I have been playing around with an Oculus Rift DK2 for the last couple of days. It’s a VR headset, really designed for developers, ahead of the launch of a consumer version that’ll debut next year. As Iniquitas pointed out in the Elite Dangerous thread, thar be pixels. Even so, I’m astounded by what I’ve seen so far. Oculus has been bought out by Facebook and is going to PC and XBox One. Sony are doing their own version for PS4. VR is going to land big time in 2016, after a lot of false dawns.
VR in the 1990s
We’re a long way past that now. The Elite Dangerous thing is just profound. You can walk around the interior of a spacecraft. Your on-screen hands mirror what your real ones do on the controls, at least to an extent.
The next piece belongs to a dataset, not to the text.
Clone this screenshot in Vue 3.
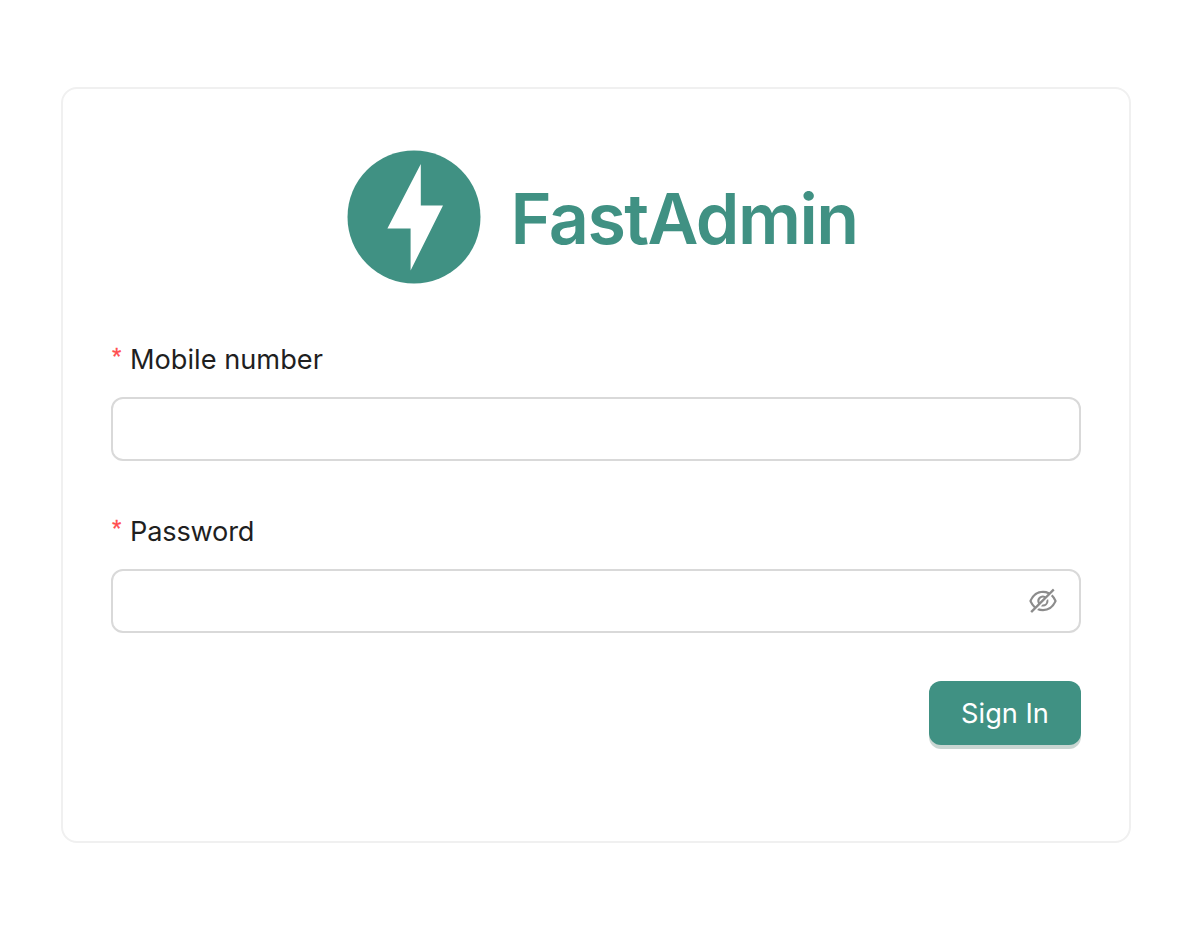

Other non-Elite highlights would include virtual cinema, or indeed virtual desktop, which allows you to watch Netflix, etc. Watching something that was always intended for TV on a cinema sized screen is quite smart. I may have to dig certain Babylon 5 episodes out
The philosophical aspects of the technology really interest me too. We’re getting to the beginning of the end when it comes to VR’s commercial proliferation; I genuinely reckon everything is where it needs to be for the tech to be commercially successful. Once that happens, iteration and differentiation that will drive subsequent attempts will take us in some very interesting directions.